# Task to carry out:
Quote all of the data exactly as given. Skip every picture it contains.

[start]

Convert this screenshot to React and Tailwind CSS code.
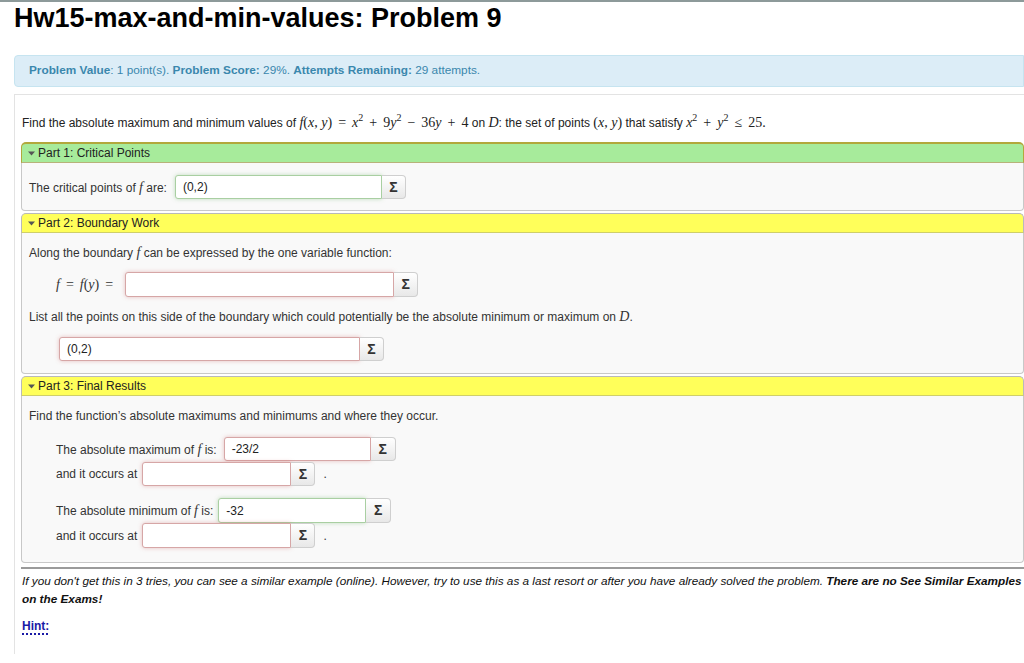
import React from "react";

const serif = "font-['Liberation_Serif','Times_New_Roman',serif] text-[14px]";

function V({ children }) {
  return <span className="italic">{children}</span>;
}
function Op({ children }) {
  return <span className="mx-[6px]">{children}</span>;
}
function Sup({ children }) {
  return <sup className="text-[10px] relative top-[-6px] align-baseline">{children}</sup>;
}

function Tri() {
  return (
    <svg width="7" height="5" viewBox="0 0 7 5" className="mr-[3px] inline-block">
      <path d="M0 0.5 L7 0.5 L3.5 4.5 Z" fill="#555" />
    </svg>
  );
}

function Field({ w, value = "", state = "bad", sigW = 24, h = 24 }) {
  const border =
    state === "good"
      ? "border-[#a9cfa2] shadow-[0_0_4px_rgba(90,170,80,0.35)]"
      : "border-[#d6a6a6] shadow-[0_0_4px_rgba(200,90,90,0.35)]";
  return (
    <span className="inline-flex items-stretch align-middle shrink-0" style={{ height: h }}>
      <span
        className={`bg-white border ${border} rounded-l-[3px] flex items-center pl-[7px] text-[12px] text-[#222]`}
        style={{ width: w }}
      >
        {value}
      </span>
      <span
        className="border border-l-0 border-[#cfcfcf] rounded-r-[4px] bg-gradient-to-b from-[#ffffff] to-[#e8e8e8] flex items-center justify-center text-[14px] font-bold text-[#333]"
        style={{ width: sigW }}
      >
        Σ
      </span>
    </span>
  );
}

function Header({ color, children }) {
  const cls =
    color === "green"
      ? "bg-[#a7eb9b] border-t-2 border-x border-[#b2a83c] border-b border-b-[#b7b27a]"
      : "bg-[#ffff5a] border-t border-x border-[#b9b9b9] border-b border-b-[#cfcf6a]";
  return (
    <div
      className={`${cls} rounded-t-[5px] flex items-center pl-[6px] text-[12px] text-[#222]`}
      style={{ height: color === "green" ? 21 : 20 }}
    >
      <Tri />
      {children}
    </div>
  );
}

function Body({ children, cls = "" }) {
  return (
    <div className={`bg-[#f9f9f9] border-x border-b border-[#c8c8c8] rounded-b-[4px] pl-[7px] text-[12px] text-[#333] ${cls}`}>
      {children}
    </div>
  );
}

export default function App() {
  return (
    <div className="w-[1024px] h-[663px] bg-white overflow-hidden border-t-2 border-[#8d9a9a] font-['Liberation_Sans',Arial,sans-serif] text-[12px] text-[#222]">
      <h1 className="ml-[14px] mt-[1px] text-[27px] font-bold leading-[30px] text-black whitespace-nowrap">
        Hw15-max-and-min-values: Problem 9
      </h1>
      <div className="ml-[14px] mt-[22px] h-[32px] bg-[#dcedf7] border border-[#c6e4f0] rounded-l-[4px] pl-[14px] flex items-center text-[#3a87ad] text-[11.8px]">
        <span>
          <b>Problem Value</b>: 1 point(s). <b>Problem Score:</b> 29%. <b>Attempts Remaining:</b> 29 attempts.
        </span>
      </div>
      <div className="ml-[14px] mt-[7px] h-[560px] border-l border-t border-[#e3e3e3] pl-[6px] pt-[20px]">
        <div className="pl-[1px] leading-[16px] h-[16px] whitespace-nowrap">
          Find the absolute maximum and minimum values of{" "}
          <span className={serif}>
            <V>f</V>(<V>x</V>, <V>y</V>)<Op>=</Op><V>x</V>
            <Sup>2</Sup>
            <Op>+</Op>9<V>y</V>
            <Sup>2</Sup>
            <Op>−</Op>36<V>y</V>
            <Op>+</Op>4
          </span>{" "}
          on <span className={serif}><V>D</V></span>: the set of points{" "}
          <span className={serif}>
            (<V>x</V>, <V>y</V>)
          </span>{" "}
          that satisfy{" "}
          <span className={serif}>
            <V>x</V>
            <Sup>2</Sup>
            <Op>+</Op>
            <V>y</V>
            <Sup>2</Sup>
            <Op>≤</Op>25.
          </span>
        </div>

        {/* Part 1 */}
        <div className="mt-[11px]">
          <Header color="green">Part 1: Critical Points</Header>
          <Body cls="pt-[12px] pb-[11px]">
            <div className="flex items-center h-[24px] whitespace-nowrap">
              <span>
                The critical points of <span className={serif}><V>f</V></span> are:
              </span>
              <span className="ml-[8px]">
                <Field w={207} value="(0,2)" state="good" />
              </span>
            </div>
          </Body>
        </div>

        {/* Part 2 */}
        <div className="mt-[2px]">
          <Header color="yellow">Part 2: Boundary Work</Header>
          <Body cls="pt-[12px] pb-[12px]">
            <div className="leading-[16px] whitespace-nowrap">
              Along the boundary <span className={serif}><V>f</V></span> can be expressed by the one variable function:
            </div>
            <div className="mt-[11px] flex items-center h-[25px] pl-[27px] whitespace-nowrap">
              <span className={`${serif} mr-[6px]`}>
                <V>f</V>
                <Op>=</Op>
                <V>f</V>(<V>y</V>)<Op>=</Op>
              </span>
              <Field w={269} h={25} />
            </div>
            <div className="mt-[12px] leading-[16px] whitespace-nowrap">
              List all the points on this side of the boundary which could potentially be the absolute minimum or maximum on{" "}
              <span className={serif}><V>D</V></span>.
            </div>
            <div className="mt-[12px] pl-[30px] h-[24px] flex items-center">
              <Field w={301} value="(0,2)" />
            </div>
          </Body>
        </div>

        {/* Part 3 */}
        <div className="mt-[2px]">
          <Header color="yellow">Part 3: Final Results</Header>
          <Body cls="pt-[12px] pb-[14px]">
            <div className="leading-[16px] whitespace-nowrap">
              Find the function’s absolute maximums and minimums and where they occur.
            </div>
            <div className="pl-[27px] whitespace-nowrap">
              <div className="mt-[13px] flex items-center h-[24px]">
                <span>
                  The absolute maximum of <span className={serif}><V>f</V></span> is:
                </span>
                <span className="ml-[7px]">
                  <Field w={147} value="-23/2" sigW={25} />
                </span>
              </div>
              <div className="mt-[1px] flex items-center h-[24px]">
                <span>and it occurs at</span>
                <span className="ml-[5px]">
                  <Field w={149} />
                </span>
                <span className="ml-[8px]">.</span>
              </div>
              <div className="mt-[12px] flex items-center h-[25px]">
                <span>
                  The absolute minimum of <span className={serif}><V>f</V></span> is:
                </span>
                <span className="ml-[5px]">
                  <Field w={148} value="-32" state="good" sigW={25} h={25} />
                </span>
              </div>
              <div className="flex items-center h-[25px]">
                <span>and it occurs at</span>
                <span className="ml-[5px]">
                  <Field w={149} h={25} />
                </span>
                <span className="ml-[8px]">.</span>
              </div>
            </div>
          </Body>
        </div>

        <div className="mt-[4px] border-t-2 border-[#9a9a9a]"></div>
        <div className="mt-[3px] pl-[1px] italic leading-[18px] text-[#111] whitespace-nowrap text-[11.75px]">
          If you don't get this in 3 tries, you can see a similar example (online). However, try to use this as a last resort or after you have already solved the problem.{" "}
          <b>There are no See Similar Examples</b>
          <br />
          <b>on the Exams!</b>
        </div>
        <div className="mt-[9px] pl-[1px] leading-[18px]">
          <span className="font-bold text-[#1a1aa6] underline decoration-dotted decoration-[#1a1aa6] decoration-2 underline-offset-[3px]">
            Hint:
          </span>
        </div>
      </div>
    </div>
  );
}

[end]

# Answer for this exercise:
Convert this screenshot to React and Tailwind CSS code.
import React from "react";

const serif = "font-['Liberation_Serif','Times_New_Roman',serif] text-[14px]";

function V({ children }) {
  return <span className="italic">{children}</span>;
}
function Op({ children }) {
  return <span className="mx-[6px]">{children}</span>;
}
function Sup({ children }) {
  return <sup className="text-[10px] relative top-[-6px] align-baseline">{children}</sup>;
}

function Tri() {
  return (
    <svg width="7" height="5" viewBox="0 0 7 5" className="mr-[3px] inline-block">
      <path d="M0 0.5 L7 0.5 L3.5 4.5 Z" fill="#555" />
    </svg>
  );
}

function Field({ w, value = "", state = "bad", sigW = 24, h = 24 }) {
  const border =
    state === "good"
      ? "border-[#a9cfa2] shadow-[0_0_4px_rgba(90,170,80,0.35)]"
      : "border-[#d6a6a6] shadow-[0_0_4px_rgba(200,90,90,0.35)]";
  return (
    <span className="inline-flex items-stretch align-middle shrink-0" style={{ height: h }}>
      <span
        className={`bg-white border ${border} rounded-l-[3px] flex items-center pl-[7px] text-[12px] text-[#222]`}
        style={{ width: w }}
      >
        {value}
      </span>
      <span
        className="border border-l-0 border-[#cfcfcf] rounded-r-[4px] bg-gradient-to-b from-[#ffffff] to-[#e8e8e8] flex items-center justify-center text-[14px] font-bold text-[#333]"
        style={{ width: sigW }}
      >
        Σ
      </span>
    </span>
  );
}

function Header({ color, children }) {
  const cls =
    color === "green"
      ? "bg-[#a7eb9b] border-t-2 border-x border-[#b2a83c] border-b border-b-[#b7b27a]"
      : "bg-[#ffff5a] border-t border-x border-[#b9b9b9] border-b border-b-[#cfcf6a]";
  return (
    <div
      className={`${cls} rounded-t-[5px] flex items-center pl-[6px] text-[12px] text-[#222]`}
      style={{ height: color === "green" ? 21 : 20 }}
    >
      <Tri />
      {children}
    </div>
  );
}

function Body({ children, cls = "" }) {
  return (
    <div className={`bg-[#f9f9f9] border-x border-b border-[#c8c8c8] rounded-b-[4px] pl-[7px] text-[12px] text-[#333] ${cls}`}>
      {children}
    </div>
  );
}

export default function App() {
  return (
    <div className="w-[1024px] h-[663px] bg-white overflow-hidden border-t-2 border-[#8d9a9a] font-['Liberation_Sans',Arial,sans-serif] text-[12px] text-[#222]">
      <h1 className="ml-[14px] mt-[1px] text-[27px] font-bold leading-[30px] text-black whitespace-nowrap">
        Hw15-max-and-min-values: Problem 9
      </h1>
      <div className="ml-[14px] mt-[22px] h-[32px] bg-[#dcedf7] border border-[#c6e4f0] rounded-l-[4px] pl-[14px] flex items-center text-[#3a87ad] text-[11.8px]">
        <span>
          <b>Problem Value</b>: 1 point(s). <b>Problem Score:</b> 29%. <b>Attempts Remaining:</b> 29 attempts.
        </span>
      </div>
      <div className="ml-[14px] mt-[7px] h-[560px] border-l border-t border-[#e3e3e3] pl-[6px] pt-[20px]">
        <div className="pl-[1px] leading-[16px] h-[16px] whitespace-nowrap">
          Find the absolute maximum and minimum values of{" "}
          <span className={serif}>
            <V>f</V>(<V>x</V>, <V>y</V>)<Op>=</Op><V>x</V>
            <Sup>2</Sup>
            <Op>+</Op>9<V>y</V>
            <Sup>2</Sup>
            <Op>−</Op>36<V>y</V>
            <Op>+</Op>4
          </span>{" "}
          on <span className={serif}><V>D</V></span>: the set of points{" "}
          <span className={serif}>
            (<V>x</V>, <V>y</V>)
          </span>{" "}
          that satisfy{" "}
          <span className={serif}>
            <V>x</V>
            <Sup>2</Sup>
            <Op>+</Op>
            <V>y</V>
            <Sup>2</Sup>
            <Op>≤</Op>25.
          </span>
        </div>

        {/* Part 1 */}
        <div className="mt-[11px]">
          <Header color="green">Part 1: Critical Points</Header>
          <Body cls="pt-[12px] pb-[11px]">
            <div className="flex items-center h-[24px] whitespace-nowrap">
              <span>
                The critical points of <span className={serif}><V>f</V></span> are:
              </span>
              <span className="ml-[8px]">
                <Field w={207} value="(0,2)" state="good" />
              </span>
            </div>
          </Body>
        </div>

        {/* Part 2 */}
        <div className="mt-[2px]">
          <Header color="yellow">Part 2: Boundary Work</Header>
          <Body cls="pt-[12px] pb-[12px]">
            <div className="leading-[16px] whitespace-nowrap">
              Along the boundary <span className={serif}><V>f</V></span> can be expressed by the one variable function:
            </div>
            <div className="mt-[11px] flex items-center h-[25px] pl-[27px] whitespace-nowrap">
              <span className={`${serif} mr-[6px]`}>
                <V>f</V>
                <Op>=</Op>
                <V>f</V>(<V>y</V>)<Op>=</Op>
              </span>
              <Field w={269} h={25} />
            </div>
            <div className="mt-[12px] leading-[16px] whitespace-nowrap">
              List all the points on this side of the boundary which could potentially be the absolute minimum or maximum on{" "}
              <span className={serif}><V>D</V></span>.
            </div>
            <div className="mt-[12px] pl-[30px] h-[24px] flex items-center">
              <Field w={301} value="(0,2)" />
            </div>
          </Body>
        </div>

        {/* Part 3 */}
        <div className="mt-[2px]">
          <Header color="yellow">Part 3: Final Results</Header>
          <Body cls="pt-[12px] pb-[14px]">
            <div className="leading-[16px] whitespace-nowrap">
              Find the function’s absolute maximums and minimums and where they occur.
            </div>
            <div className="pl-[27px] whitespace-nowrap">
              <div className="mt-[13px] flex items-center h-[24px]">
                <span>
                  The absolute maximum of <span className={serif}><V>f</V></span> is:
                </span>
                <span className="ml-[7px]">
                  <Field w={147} value="-23/2" sigW={25} />
                </span>
              </div>
              <div className="mt-[1px] flex items-center h-[24px]">
                <span>and it occurs at</span>
                <span className="ml-[5px]">
                  <Field w={149} />
                </span>
                <span className="ml-[8px]">.</span>
              </div>
              <div className="mt-[12px] flex items-center h-[25px]">
                <span>
                  The absolute minimum of <span className={serif}><V>f</V></span> is:
                </span>
                <span className="ml-[5px]">
                  <Field w={148} value="-32" state="good" sigW={25} h={25} />
                </span>
              </div>
              <div className="flex items-center h-[25px]">
                <span>and it occurs at</span>
                <span className="ml-[5px]">
                  <Field w={149} h={25} />
                </span>
                <span className="ml-[8px]">.</span>
              </div>
            </div>
          </Body>
        </div>

        <div className="mt-[4px] border-t-2 border-[#9a9a9a]"></div>
        <div className="mt-[3px] pl-[1px] italic leading-[18px] text-[#111] whitespace-nowrap text-[11.75px]">
          If you don't get this in 3 tries, you can see a similar example (online). However, try to use this as a last resort or after you have already solved the problem.{" "}
          <b>There are no See Similar Examples</b>
          <br />
          <b>on the Exams!</b>
        </div>
        <div className="mt-[9px] pl-[1px] leading-[18px]">
          <span className="font-bold text-[#1a1aa6] underline decoration-dotted decoration-[#1a1aa6] decoration-2 underline-offset-[3px]">
            Hint:
          </span>
        </div>
      </div>
    </div>
  );
}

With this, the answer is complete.